It’s one thing when there’s an awkward pause in a conversation. It’s another thing when your entire conversation is made up of awkward pauses, punctuated with the odd sentence.
Here’s David with the tale of one particularly agonising date, considering he’d travelled over 200 miles to meet Rebecca.
“We’d been chatting online, and by text, for a few months; finally I met Rebecca in person one Friday morning.
We chatted for a while: “I feel like I’m being interviewed”, she complained.
Later, we boarded a pleasure boat to Greenwich: “You look a little green and sweaty, are you feeling okay?” she asked.
I really wasn’t feeling good. I was regretting the dutch courage pints I’d enjoyed with an old friend the night before, and was wondering nervously where the toilets were.
After the boat trip, we wandered aimlessly as conversations started, stopped and dried up. We had a pub lunch; the chat picked up a little over a couple of glasses of white wine but soon felt awkward again as we cruised back along the river.
All we needed was Simon & Garfunkel busking “The Sound Of Silence” beside us by the dirty old river; this was going to be no “Waterloo Sunset” moment.
“It’s at this point I normally ask dates, if they’d like to leave!” smiled Rebecca. I would have been happy to go home, but she continued: “Fancy a drink by the river anyway? Seems a shame not to when you’ve come such a long way.”
Rebecca seemed nice, but it all felt forced and very hard work on my part.
Really, I just wanted the date to end, but found myself replying “Sounds great!”. She’d probably just offered to go for a drink out of politeness and I’d agreed out of politeness too.
We drank two pints of bitter as the conversations started, stumbled and stuttered to a halt. I couldn’t think of anything else to say to this attractive, intelligent woman, in one of my favourite cities in the world.

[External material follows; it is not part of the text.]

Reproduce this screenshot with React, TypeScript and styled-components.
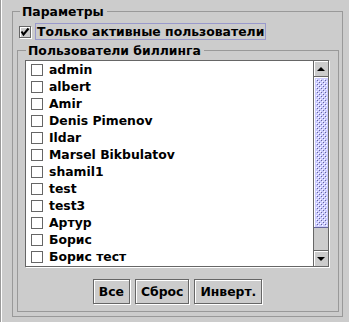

There was just silence between us, in the noisiest pub in London.
“Same again?”, she finally said as she disappeared to the bar with her bag.
Fifteen minutes later, she still hadn’t returned.
She’d done a runner and who could blame her? I quietly sighed with relief and reached for a gasper to calm my nerves; inhaling deeply, I watched a grubby barge rumble by the window.
It had been a hard day, but at least we’d finally met. I contemplated a walk back down the river and a quiet read of the paper and a soothing pint at the pub by my hotel.
“Enjoying a crafty one, eh?”
She was back!
“Sorry about that, there was a problem with the beer, bet you thought I’d done a runner!”
I chuckled, and we finally began relaxing in each other’s company.
We had a few more pints and a late night cheeseburger; then we finally hugged goodbye and went our separate ways, knowing we’d never meet again.”